→ Dataset excerpt:
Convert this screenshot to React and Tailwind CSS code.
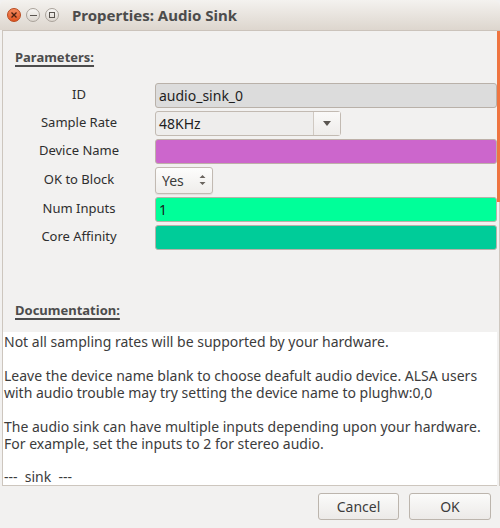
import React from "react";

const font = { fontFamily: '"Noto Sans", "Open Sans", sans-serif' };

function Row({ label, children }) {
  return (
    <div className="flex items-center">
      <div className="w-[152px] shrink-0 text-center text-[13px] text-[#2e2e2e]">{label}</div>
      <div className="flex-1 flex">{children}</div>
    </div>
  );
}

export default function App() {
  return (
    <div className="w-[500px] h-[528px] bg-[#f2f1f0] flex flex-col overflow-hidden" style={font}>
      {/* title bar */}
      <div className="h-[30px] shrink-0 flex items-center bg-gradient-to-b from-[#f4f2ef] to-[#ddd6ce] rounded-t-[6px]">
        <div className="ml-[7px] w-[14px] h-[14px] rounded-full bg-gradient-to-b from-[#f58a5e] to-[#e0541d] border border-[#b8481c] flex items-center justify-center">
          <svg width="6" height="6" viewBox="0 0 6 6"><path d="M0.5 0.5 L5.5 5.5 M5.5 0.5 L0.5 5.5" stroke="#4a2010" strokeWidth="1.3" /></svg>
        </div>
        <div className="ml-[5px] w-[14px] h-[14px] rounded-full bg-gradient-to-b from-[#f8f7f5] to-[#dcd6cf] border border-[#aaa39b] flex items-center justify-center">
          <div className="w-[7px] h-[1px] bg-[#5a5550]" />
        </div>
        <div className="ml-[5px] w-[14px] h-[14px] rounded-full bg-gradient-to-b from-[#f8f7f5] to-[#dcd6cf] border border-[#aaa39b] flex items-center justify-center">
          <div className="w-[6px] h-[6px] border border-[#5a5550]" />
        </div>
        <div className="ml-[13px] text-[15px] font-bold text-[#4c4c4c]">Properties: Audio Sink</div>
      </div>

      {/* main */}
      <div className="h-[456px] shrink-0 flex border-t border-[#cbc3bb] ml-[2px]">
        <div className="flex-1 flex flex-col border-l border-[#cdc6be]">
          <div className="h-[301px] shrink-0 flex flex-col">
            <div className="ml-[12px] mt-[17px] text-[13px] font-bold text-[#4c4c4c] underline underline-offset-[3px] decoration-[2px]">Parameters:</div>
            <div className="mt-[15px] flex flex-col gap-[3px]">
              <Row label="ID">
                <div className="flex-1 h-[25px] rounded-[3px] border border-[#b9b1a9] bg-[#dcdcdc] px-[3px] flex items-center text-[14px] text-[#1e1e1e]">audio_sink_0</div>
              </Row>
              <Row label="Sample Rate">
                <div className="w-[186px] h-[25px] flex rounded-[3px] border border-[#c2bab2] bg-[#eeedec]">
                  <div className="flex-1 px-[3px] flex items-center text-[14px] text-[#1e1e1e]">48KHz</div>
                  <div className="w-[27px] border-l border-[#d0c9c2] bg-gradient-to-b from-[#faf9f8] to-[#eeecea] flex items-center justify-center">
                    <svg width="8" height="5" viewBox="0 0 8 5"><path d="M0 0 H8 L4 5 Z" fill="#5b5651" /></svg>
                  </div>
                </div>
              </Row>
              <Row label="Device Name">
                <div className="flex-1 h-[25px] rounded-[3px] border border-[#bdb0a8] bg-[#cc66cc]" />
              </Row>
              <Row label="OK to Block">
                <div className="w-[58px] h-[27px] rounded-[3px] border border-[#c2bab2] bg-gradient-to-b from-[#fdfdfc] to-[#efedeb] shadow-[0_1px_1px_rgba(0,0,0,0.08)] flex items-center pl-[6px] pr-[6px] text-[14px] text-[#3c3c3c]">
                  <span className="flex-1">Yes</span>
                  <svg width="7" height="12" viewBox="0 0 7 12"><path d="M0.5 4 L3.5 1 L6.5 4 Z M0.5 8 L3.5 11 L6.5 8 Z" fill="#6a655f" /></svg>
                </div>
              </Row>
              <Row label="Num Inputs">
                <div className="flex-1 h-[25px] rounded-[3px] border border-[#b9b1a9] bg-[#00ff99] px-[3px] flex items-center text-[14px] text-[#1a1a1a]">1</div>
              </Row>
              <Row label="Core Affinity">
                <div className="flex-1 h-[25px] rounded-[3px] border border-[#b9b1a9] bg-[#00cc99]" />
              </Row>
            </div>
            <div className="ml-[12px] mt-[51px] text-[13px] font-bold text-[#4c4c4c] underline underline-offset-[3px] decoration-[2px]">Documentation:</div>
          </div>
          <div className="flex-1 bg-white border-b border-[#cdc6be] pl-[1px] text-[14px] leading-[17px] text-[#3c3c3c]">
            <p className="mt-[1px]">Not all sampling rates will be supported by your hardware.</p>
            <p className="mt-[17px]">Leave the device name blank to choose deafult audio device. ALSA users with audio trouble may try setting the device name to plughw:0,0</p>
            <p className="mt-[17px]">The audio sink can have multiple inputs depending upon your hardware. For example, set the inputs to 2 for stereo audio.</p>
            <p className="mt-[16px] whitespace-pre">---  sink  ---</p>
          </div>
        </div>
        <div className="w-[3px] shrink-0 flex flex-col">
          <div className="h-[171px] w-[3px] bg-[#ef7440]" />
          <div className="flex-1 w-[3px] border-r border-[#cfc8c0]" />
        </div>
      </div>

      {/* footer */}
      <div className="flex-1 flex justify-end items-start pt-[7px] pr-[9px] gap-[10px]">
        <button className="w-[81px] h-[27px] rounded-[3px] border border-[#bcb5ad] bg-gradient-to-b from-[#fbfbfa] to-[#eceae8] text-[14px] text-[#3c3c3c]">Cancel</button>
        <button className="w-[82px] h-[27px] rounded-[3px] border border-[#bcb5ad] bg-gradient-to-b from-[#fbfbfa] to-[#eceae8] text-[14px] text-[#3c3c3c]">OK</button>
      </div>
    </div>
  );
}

→ Given problem: Copy all lines from the material that hold "React".

→ Worked answer:
Convert this screenshot to React and Tailwind CSS code.
import React from "react";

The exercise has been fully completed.